My uncle (who is a fundamentalist preacher) explains to me on Facebook that he was my grandmother’s 7th pregnancy–the one she didn’t tell my physician grandfather about until the second trimester– when he wouldn’t have allowed her to have another abortion.

This implies that perhaps she hadn’t wanted any of the abortions. But whether she did or not, I have compassion for the choices she faced.

I tell my uncle that I’m happy he wasn’t aborted, that I love all babies–and I do.  I love the ones who have come into my life and the ones who haven’t– including the grievous loss of two early pregnancies in my  thirties before I became a mother of two wonderful sons.

This contradiction of love doesn’t take away my understanding of a women’s desire to choose when she brings another child into the world.
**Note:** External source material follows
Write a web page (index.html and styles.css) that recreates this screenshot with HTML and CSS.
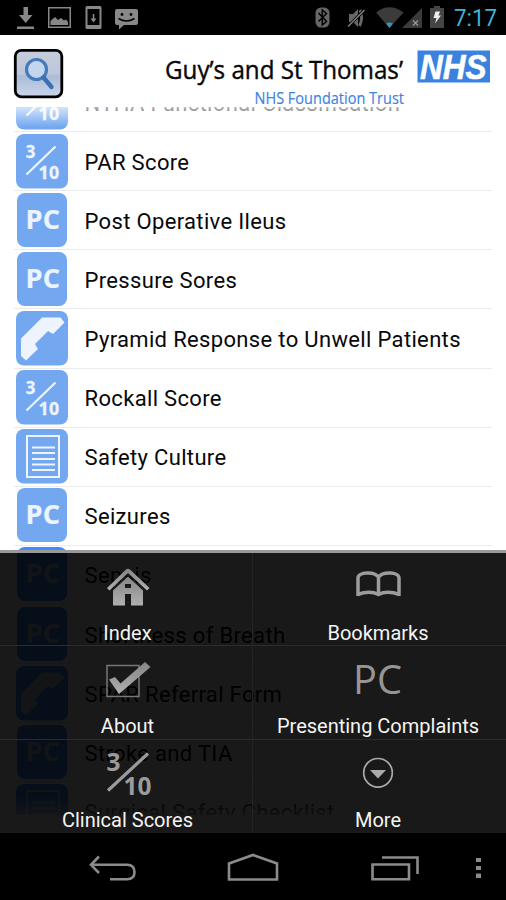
FILE: index.html
```html
<!DOCTYPE html>
<html lang="en">
<head>
<meta charset="utf-8">
<title>Guy's and St Thomas' Clinical Guide</title>
<link rel="stylesheet" href="styles.css">
</head>
<body>
<svg class="defs" width="0" height="0">
  <linearGradient id="metal" x2="0" y2="1"><stop stop-color="#858585"/><stop offset="1" stop-color="#b0b0b0"/></linearGradient>
  <symbol id="score" viewBox="0 0 52 55"><rect width="52" height="54.5" rx="8" fill="var(--tile)"/><g fill="var(--mark)" stroke="var(--mark)" stroke-width=".3" font-family="Open Sans, sans-serif" font-weight="700" font-size="17.500"><text x="9.800" y="24" textLength="10" lengthAdjust="spacingAndGlyphs">3</text><text x="22.500" y="44.700" textLength="21" lengthAdjust="spacingAndGlyphs">10</text></g><path d="M10.500 40.500L39.500 12.500" stroke="var(--mark)" stroke-width="2.200"/></symbol>
  <symbol id="pc" viewBox="0 0 52 55"><rect x="1" width="50" height="54" rx="8" fill="var(--tile)"/><text x="9.500" y="36" fill="var(--mark)" stroke="var(--mark)" stroke-width=".2" font-family="Open Sans, sans-serif" font-weight="700" font-size="27.500" textLength="35" lengthAdjust="spacingAndGlyphs">PC</text></symbol>
  <symbol id="phone" viewBox="0 0 52 55"><rect width="52" height="54.500" rx="8" fill="var(--tile)"/><path d="M26 6.500H44.500L48.500 11.500L37 23L32 20L19 33L22 38L10 49.500L5 45V27.500Z" fill="var(--mark)"/></symbol>
  <symbol id="doc" viewBox="0 0 52 55"><rect width="52" height="54.500" rx="8" fill="var(--tile)"/><path d="M11 7H43V48H11ZM16 18.500H39M16 24H39M16 30H39M16 35.500H39M16 41H39" fill="none" stroke="var(--mark)" stroke-width="2"/></symbol>
</svg>
<div class="screen">
  <header class="status">
    <svg width="506" height="35" viewBox="0 0 506 35">
      <g fill="#888">
        <path d="M23.500 7H28V15H32.500L25.700 23L19 15H23.500ZM17 26.500H34V29H17Z"/>
        <path fill-rule="evenodd" d="M48 7H71V28H48ZM49.500 8.500V26.500H69.500V8.500Z"/><path d="M50.500 25V21L55 17L58 20L61 18L64 20.500L66 19.500L68 22V25Z"/>
        <path fill-rule="evenodd" d="M87 6H100Q101.500 6 101.500 7.500V27.500Q101.500 29 100 29H87Q85.500 29 85.500 27.500V7.500Q85.500 6 87 6ZM87.500 9V25H99.500V9Z"/><path d="M92.700 14H94.300V18.500H96.500L93.500 22.500L90.500 18.500H92.700Z"/>
        <path d="M117 9H136Q138 9 138 11V23Q138 25 136 25H124L119 29.500V25H117Q115 25 115 23V11Q115 9 117 9Z"/>
      </g>
      <circle cx="122" cy="14.500" r="1.400"/><circle cx="131" cy="14.500" r="1.400"/><path d="M118.500 18.500Q126.500 23.500 134.500 18.500" fill="none" stroke="#000" stroke-width="1.500"/>
      <rect x="315.500" y="7.500" width="14" height="20" rx="5.500" fill="#666"/><path d="M318.500 13L326.500 21.500L322.300 25V10L326.500 13.500L318.500 21.500" fill="none" stroke="#000" stroke-width="1.500"/>
      <path d="M349 14H353L358 9V27L353 22H349Z" fill="#666"/><path d="M360 10Q363.500 17.500 359.500 26" stroke="#666" stroke-width="3" fill="none"/><path d="M348 26.500L364.500 10" stroke="#000" stroke-width="3"/><path d="M348 26.500L364.500 10" stroke="#888" stroke-width="1.300"/>
      <path d="M376 12.500Q389.500 2 403.500 12.500L389.500 28Z" fill="#3b3b3b"/><path d="M386 23.500Q389.500 21.500 393 23.500L389.500 28Z" fill="#3199bd"/>
      <path d="M422 8V28H402Z" fill="#3b3b3b"/><path d="M413 20.500L418 25.500M418 20.500L413 25.500" stroke="#999" stroke-width="1.200"/>
      <path d="M430 8H434V6H440V8H444V28H430Z" fill="#454545"/><path d="M435.500 11.500H440L438.500 15.500H441L435 23.500L436.500 18H433.500Z" fill="#eee"/>
      <text x="454" y="26" font-family="Roboto, sans-serif" font-size="24" fill="#42b2dc" textLength="43" lengthAdjust="spacingAndGlyphs">7:17</text>
    </svg>
  </header>
  <div class="brand">
    <svg width="506" height="72" viewBox="0 35 506 72">
      <defs><linearGradient id="glass" x2="0" y2="1"><stop stop-color="#c6ccda"/><stop offset=".5" stop-color="#bdc8dc"/><stop offset=".55" stop-color="#acbcd6"/><stop offset="1" stop-color="#c8d4eb"/></linearGradient></defs>
      <rect x="15.300" y="50.300" width="46.500" height="46.500" rx="6" fill="url(#glass)" stroke="#000" stroke-width="2.800"/>
      <circle cx="36.500" cy="69.500" r="10" fill="#c4d6ee" stroke="#437cbb" stroke-width="3.200"/><path d="M43.500 77.500L51.500 87" stroke="#3c70b0" stroke-width="4.300" stroke-linecap="round"/>
      <text x="165" y="79" font-family="Open Sans, sans-serif" font-size="25" fill="#080808" stroke="#080808" stroke-width=".4" textLength="238" lengthAdjust="spacingAndGlyphs">Guy’s and St Thomas’</text>
      <text x="254.500" y="103.500" font-family="Open Sans, sans-serif" font-size="15.500" fill="#3d83df" stroke="#3d83df" stroke-width=".15" textLength="149.500" lengthAdjust="spacingAndGlyphs">NHS Foundation Trust</text>
      <rect x="417.500" y="50.500" width="72.500" height="32" fill="#3b82df"/><text x="420" y="79.300" font-family="Liberation Sans, sans-serif" font-size="35.500" font-weight="700" font-style="italic" fill="#fff" stroke="#fff" stroke-width=".6" textLength="66.500" lengthAdjust="spacingAndGlyphs">NHS</text>
    </svg>
  </div>
  <main class="viewport">
    <ul class="list">
      <li class="row"><svg class="tile"><use href="#score"/></svg><span>NYHA Functional Classification</span></li>
      <li class="row"><svg class="tile"><use href="#score"/></svg><span>PAR Score</span></li>
      <li class="row"><svg class="tile"><use href="#pc"/></svg><span>Post Operative Ileus</span></li>
      <li class="row"><svg class="tile"><use href="#pc"/></svg><span>Pressure Sores</span></li>
      <li class="row"><svg class="tile"><use href="#phone"/></svg><span>Pyramid Response to Unwell Patients</span></li>
      <li class="row"><svg class="tile"><use href="#score"/></svg><span>Rockall Score</span></li>
      <li class="row"><svg class="tile"><use href="#doc"/></svg><span>Safety Culture</span></li>
      <li class="row"><svg class="tile"><use href="#pc"/></svg><span>Seizures</span></li>
      <li class="row covered"><svg class="tile"><use href="#pc"/></svg><span>Sepsis</span></li>
      <li class="row covered"><svg class="tile"><use href="#pc"/></svg><span>Shortness of Breath</span></li>
      <li class="row covered"><svg class="tile"><use href="#phone"/></svg><span>SPAR Referral Form</span></li>
      <li class="row covered"><svg class="tile"><use href="#pc"/></svg><span>Stroke and TIA</span></li>
      <li class="row covered"><svg class="tile"><use href="#doc"/></svg><span>Surgical Safety Checklist</span></li>
    </ul>
  </main>
  <section class="menu">
    <a class="item"><svg width="50" height="50" viewBox="102 562 50 50"><path fill="url(#metal)" d="M106 588L125 569.500Q127 567.800 129 569.500L148.500 588L146 590.500L127 573L108.500 590.500Z"/><path fill="url(#metal)" fill-rule="evenodd" d="M112 590.500L127 576.500L142 590.500V605.500H130V594H124V605.500H112ZM124 584V588H130V584Z"/></svg><span>Index</span></a>
    <a class="item"><svg width="50" height="50" viewBox="353 562 50 50"><path fill="none" stroke="#9c9c9c" stroke-width="3.500" d="M358 596V578C358 572 374 571 378.500 577C383 571 399 572 399 578V596M378.500 577V594M357.500 594.500Q370 590 378.500 594.500Q387 590 399.500 594.500"/></svg><span>Bookmarks</span></a>
    <a class="item"><svg width="50" height="50" viewBox="102 655.500 50 50"><rect x="106" y="666" width="32" height="31" fill="none" stroke="#777" stroke-width="1.500"/><path fill="url(#metal)" d="M108 680L114 677.500L119.500 684L144 662.500L149.500 667.500L118 694.500Z"/></svg><span>About</span></a>
    <a class="item"><svg width="50" height="50" viewBox="353 655.500 50 50"><text x="353" y="694" font-family="Open Sans, sans-serif" font-size="39.500" fill="#969696" textLength="49" lengthAdjust="spacingAndGlyphs">PC</text></svg><span>Presenting Complaints</span></a>
    <a class="item"><svg width="50" height="50" viewBox="102 749 50 50"><g fill="#9b9b9b" font-family="Open Sans, sans-serif" font-weight="700" font-size="25"><text x="105.500" y="771" textLength="14" lengthAdjust="spacingAndGlyphs">3</text><text x="122.500" y="795" textLength="28" lengthAdjust="spacingAndGlyphs">10</text></g><path d="M107 790.500L147 753.500" stroke="#9b9b9b" stroke-width="3.200"/></svg><span>Clinical Scores</span></a>
    <a class="item"><svg width="50" height="50" viewBox="353 749 50 50"><circle cx="378" cy="772.800" r="14.300" fill="none" stroke="#aaa" stroke-width="1.700"/><path d="M370 770H386L378 778.500Z" fill="#aaa"/></svg><span>More</span></a>
  </section>
  <footer class="nav">
    <svg width="506" height="67" viewBox="0 833 506 67" fill="none" stroke="#8b8b8b" stroke-width="2.600">
      <path d="M99 856.500L91 864.800L99 873M91 864.800H127Q134.500 865 134.500 872Q134.500 879.200 127 879.200H110"/>
      <path d="M229 863.500L253 855L277 863.500V879.500H229Z"/><path d="M372.500 864.500H409V879.200H372.500ZM382 857.500H417.500V874"/>
      <path fill="#8b8b8b" stroke="none" d="M476 858H481V862H476ZM476 866H481V870H476ZM476 873.500H481V878H476Z"/>
    </svg>
  </footer>
</div>
</body>
</html>
```
FILE: styles.css
```css
* { box-sizing: border-box; }
body { margin: 0; background: #000; font-family: Roboto, "Liberation Sans", sans-serif; }
svg { display: block; flex: none; }
.defs { position: absolute; }
.screen { --tile: #73a8f0; --mark: #edf4fe; position: relative; width: 506px; height: 900px; overflow: hidden; display: flex; flex-direction: column; }
.status { height: 35px; background: #000; }
.brand { height: 72px; background: #fff; }
.viewport { position: relative; height: 726px; padding: 0 14px; background: #fff; overflow: hidden; }
.viewport::before { content: ""; position: absolute; inset: 0 0 auto; height: 20px; background: linear-gradient(#ffffffb0, #fff0); }
.viewport::after { content: ""; position: absolute; inset: 688px 0 0; background: linear-gradient(#fff0, #ffffffa0 20px, #fff 20px); }
.list { list-style: none; margin: -33.900px 0 0; padding: 0; }
.row { height: 59.100px; border-bottom: 1.500px solid #e9ebec; padding-left: 2px; display: flex; align-items: center; gap: 16.500px; font-size: 22px; letter-spacing: .34px; color: #080808; white-space: nowrap; }
.covered { --tile: #3d8cff; --mark: #b5c5d8; color: #000; }
.tile { width: 52px; height: 55px; }
.row span { padding-top: 2px; }
.menu { position: absolute; top: 550px; left: 0; width: 506px; height: 283px; border-top: 3px solid #999; background: rgba(0,0,0,.9); display: grid; grid-template-columns: 253px 253px; grid-template-rows: 93px 93.500px 93.500px; }
.item { display: flex; flex-direction: column; align-items: center; padding: 9px 3px 0 0; border-bottom: 1px solid #2c2c2c; font-size: 20px; line-height: 24px; color: #f4f4f4; }
.item:nth-child(odd) { border-right: 1px solid #242424; padding: 9px 0 0 3px; }
.item span { margin-top: 9px; }
.item:nth-last-child(-n+2) { border-bottom: 0; }
.nav { height: 67px; background: #000; }
```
And it isn’t always as simple as a decision about education, or career or even rights, as Sarah Palin exclaims.

Whether Christian, Jew or Muslim, Pro-Life or Choice, Conservative or Progressive, a mother of many or of none, the choices that we face as women are unique to us.  And when we sit across from each other at the kitchen table, our separations fall away, and what remains is what is also unique to women–compassion, understanding and acceptance.

In this spirit of understanding, I have compassion for how it is that Sarah Palin chooses her career over caring for her children full time, how she leaves her tiny baby in another’s arms while she runs a state, or a national campaign, or embarks on “rogue” book tour–While I, on the other hand have given up everything to be at home in these vital years when my children need me most–particularly my teenage son, who will soon be making decisions about his own sexuality, as Sarah Palin’s daughter did.

What I don’t understand is how Sarah Palin, the politician, works to protect unborn children, while preventing legislation that would support them once they are born.

What I can’t accept is that she and others take this so-called “moral” stance for the sanctity of life without wanting to provide for it and without taking responsibility for many of the harsh choices that many women face.

Framing the provision of health care reform around the issue of abortion is the most immoral act of all.

If Sarah Palin is “America’s Conservative Conscience,” as the t-shirts worn at the Right to Life Rally proclaimed, it’s time we go shopping for a new look!